▶ **REQUIREMENTS**
Output the material below unchanged, apart from leaving out the pictures.

--- begin AVAILABLE DATA ---

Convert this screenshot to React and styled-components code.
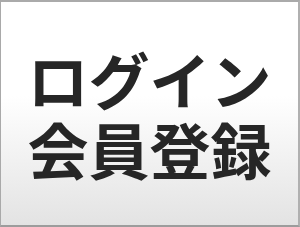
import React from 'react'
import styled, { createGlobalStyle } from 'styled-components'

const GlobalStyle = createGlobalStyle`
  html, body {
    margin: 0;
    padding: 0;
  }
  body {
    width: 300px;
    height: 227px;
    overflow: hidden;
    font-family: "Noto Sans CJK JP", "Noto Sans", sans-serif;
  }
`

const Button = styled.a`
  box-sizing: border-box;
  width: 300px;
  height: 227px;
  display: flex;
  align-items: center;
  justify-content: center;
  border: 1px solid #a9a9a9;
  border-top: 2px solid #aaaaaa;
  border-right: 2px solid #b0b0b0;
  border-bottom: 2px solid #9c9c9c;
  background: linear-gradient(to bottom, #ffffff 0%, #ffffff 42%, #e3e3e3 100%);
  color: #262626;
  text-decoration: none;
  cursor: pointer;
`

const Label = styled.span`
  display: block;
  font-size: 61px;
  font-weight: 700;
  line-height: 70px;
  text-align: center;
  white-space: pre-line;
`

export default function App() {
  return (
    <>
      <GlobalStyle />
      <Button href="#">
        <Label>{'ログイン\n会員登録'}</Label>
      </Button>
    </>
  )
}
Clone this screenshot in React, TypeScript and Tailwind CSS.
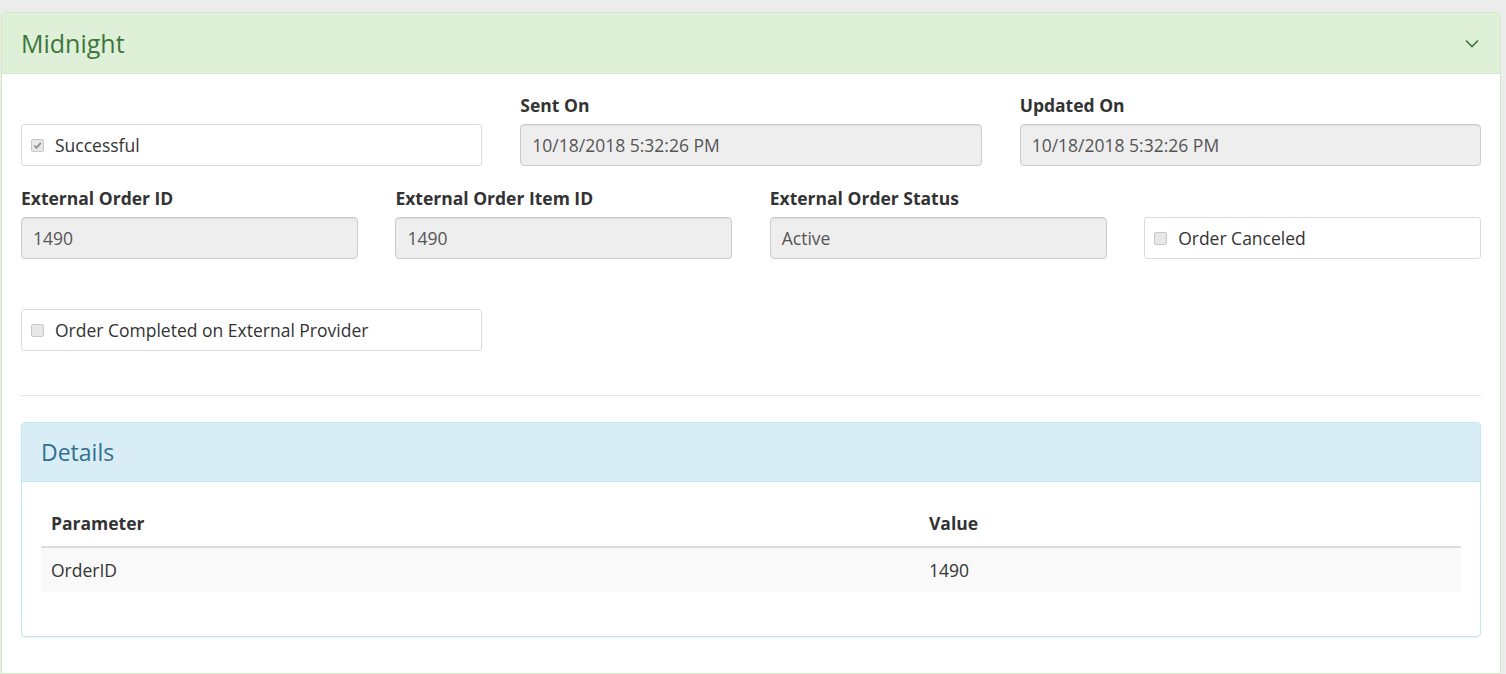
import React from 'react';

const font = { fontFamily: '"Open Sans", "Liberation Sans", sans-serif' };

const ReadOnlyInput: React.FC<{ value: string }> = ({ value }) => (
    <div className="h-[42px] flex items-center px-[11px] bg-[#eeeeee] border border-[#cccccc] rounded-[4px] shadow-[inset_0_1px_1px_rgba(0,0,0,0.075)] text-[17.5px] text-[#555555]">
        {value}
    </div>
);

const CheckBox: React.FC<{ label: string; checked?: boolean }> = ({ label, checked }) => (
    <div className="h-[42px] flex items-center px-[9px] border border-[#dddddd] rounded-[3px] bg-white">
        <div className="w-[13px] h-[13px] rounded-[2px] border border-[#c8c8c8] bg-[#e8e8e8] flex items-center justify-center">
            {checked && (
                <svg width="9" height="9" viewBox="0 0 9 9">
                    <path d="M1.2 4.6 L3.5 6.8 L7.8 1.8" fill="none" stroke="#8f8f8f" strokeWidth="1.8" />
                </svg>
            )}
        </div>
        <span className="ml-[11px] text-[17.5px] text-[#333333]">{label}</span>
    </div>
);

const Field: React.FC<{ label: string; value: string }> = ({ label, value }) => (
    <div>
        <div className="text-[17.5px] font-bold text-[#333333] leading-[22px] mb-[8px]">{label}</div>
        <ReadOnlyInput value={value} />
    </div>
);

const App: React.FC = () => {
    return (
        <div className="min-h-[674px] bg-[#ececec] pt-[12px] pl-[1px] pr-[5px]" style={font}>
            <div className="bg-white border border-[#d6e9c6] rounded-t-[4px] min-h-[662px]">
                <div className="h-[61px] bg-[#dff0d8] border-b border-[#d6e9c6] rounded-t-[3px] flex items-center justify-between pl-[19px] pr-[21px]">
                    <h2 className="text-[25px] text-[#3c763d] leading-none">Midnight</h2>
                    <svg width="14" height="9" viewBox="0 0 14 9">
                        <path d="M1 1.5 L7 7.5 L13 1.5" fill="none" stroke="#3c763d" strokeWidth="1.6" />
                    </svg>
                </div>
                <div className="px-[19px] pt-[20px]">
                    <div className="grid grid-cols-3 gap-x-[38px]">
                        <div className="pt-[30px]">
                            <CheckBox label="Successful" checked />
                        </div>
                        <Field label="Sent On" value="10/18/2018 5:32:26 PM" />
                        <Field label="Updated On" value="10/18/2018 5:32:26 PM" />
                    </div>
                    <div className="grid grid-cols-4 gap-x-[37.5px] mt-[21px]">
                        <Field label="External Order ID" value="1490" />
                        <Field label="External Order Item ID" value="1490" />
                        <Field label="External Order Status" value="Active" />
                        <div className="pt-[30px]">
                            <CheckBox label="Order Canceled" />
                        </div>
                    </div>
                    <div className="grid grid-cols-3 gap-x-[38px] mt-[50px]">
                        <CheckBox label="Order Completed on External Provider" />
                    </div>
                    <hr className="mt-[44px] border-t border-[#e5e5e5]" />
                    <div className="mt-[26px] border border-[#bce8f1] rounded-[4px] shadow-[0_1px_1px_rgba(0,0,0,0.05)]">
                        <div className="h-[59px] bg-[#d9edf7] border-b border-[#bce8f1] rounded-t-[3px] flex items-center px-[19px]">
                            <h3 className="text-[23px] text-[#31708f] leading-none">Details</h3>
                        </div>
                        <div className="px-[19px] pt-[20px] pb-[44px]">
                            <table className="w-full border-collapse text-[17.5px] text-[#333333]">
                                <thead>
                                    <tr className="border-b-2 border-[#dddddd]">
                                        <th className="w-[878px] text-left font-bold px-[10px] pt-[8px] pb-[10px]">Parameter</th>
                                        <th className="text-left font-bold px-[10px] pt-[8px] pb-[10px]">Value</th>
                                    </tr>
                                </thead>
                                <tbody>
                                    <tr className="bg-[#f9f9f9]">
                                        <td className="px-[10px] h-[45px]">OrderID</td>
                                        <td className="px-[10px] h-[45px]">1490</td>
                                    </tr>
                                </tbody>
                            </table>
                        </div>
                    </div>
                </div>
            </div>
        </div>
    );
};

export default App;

--- end AVAILABLE DATA ---

▶ **THE SOLUTION**
Convert this screenshot to React and styled-components code.
import React from 'react'
import styled, { createGlobalStyle } from 'styled-components'

const GlobalStyle = createGlobalStyle`
  html, body {
    margin: 0;
    padding: 0;
  }
  body {
    width: 300px;
    height: 227px;
    overflow: hidden;
    font-family: "Noto Sans CJK JP", "Noto Sans", sans-serif;
  }
`

const Button = styled.a`
  box-sizing: border-box;
  width: 300px;
  height: 227px;
  display: flex;
  align-items: center;
  justify-content: center;
  border: 1px solid #a9a9a9;
  border-top: 2px solid #aaaaaa;
  border-right: 2px solid #b0b0b0;
  border-bottom: 2px solid #9c9c9c;
  background: linear-gradient(to bottom, #ffffff 0%, #ffffff 42%, #e3e3e3 100%);
  color: #262626;
  text-decoration: none;
  cursor: pointer;
`

const Label = styled.span`
  display: block;
  font-size: 61px;
  font-weight: 700;
  line-height: 70px;
  text-align: center;
  white-space: pre-line;
`

export default function App() {
  return (
    <>
      <GlobalStyle />
      <Button href="#">
        <Label>{'ログイン\n会員登録'}</Label>
      </Button>
    </>
  )
}
Clone this screenshot in React, TypeScript and Tailwind CSS.
import React from 'react';

const font = { fontFamily: '"Open Sans", "Liberation Sans", sans-serif' };

const ReadOnlyInput: React.FC<{ value: string }> = ({ value }) => (
    <div className="h-[42px] flex items-center px-[11px] bg-[#eeeeee] border border-[#cccccc] rounded-[4px] shadow-[inset_0_1px_1px_rgba(0,0,0,0.075)] text-[17.5px] text-[#555555]">
        {value}
    </div>
);

const CheckBox: React.FC<{ label: string; checked?: boolean }> = ({ label, checked }) => (
    <div className="h-[42px] flex items-center px-[9px] border border-[#dddddd] rounded-[3px] bg-white">
        <div className="w-[13px] h-[13px] rounded-[2px] border border-[#c8c8c8] bg-[#e8e8e8] flex items-center justify-center">
            {checked && (
                <svg width="9" height="9" viewBox="0 0 9 9">
                    <path d="M1.2 4.6 L3.5 6.8 L7.8 1.8" fill="none" stroke="#8f8f8f" strokeWidth="1.8" />
                </svg>
            )}
        </div>
        <span className="ml-[11px] text-[17.5px] text-[#333333]">{label}</span>
    </div>
);

const Field: React.FC<{ label: string; value: string }> = ({ label, value }) => (
    <div>
        <div className="text-[17.5px] font-bold text-[#333333] leading-[22px] mb-[8px]">{label}</div>
        <ReadOnlyInput value={value} />
    </div>
);

const App: React.FC = () => {
    return (
        <div className="min-h-[674px] bg-[#ececec] pt-[12px] pl-[1px] pr-[5px]" style={font}>
            <div className="bg-white border border-[#d6e9c6] rounded-t-[4px] min-h-[662px]">
                <div className="h-[61px] bg-[#dff0d8] border-b border-[#d6e9c6] rounded-t-[3px] flex items-center justify-between pl-[19px] pr-[21px]">
                    <h2 className="text-[25px] text-[#3c763d] leading-none">Midnight</h2>
                    <svg width="14" height="9" viewBox="0 0 14 9">
                        <path d="M1 1.5 L7 7.5 L13 1.5" fill="none" stroke="#3c763d" strokeWidth="1.6" />
                    </svg>
                </div>
                <div className="px-[19px] pt-[20px]">
                    <div className="grid grid-cols-3 gap-x-[38px]">
                        <div className="pt-[30px]">
                            <CheckBox label="Successful" checked />
                        </div>
                        <Field label="Sent On" value="10/18/2018 5:32:26 PM" />
                        <Field label="Updated On" value="10/18/2018 5:32:26 PM" />
                    </div>
                    <div className="grid grid-cols-4 gap-x-[37.5px] mt-[21px]">
                        <Field label="External Order ID" value="1490" />
                        <Field label="External Order Item ID" value="1490" />
                        <Field label="External Order Status" value="Active" />
                        <div className="pt-[30px]">
                            <CheckBox label="Order Canceled" />
                        </div>
                    </div>
                    <div className="grid grid-cols-3 gap-x-[38px] mt-[50px]">
                        <CheckBox label="Order Completed on External Provider" />
                    </div>
                    <hr className="mt-[44px] border-t border-[#e5e5e5]" />
                    <div className="mt-[26px] border border-[#bce8f1] rounded-[4px] shadow-[0_1px_1px_rgba(0,0,0,0.05)]">
                        <div className="h-[59px] bg-[#d9edf7] border-b border-[#bce8f1] rounded-t-[3px] flex items-center px-[19px]">
                            <h3 className="text-[23px] text-[#31708f] leading-none">Details</h3>
                        </div>
                        <div className="px-[19px] pt-[20px] pb-[44px]">
                            <table className="w-full border-collapse text-[17.5px] text-[#333333]">
                                <thead>
                                    <tr className="border-b-2 border-[#dddddd]">
                                        <th className="w-[878px] text-left font-bold px-[10px] pt-[8px] pb-[10px]">Parameter</th>
                                        <th className="text-left font-bold px-[10px] pt-[8px] pb-[10px]">Value</th>
                                    </tr>
                                </thead>
                                <tbody>
                                    <tr className="bg-[#f9f9f9]">
                                        <td className="px-[10px] h-[45px]">OrderID</td>
                                        <td className="px-[10px] h-[45px]">1490</td>
                                    </tr>
                                </tbody>
                            </table>
                        </div>
                    </div>
                </div>
            </div>
        </div>
    );
};

export default App;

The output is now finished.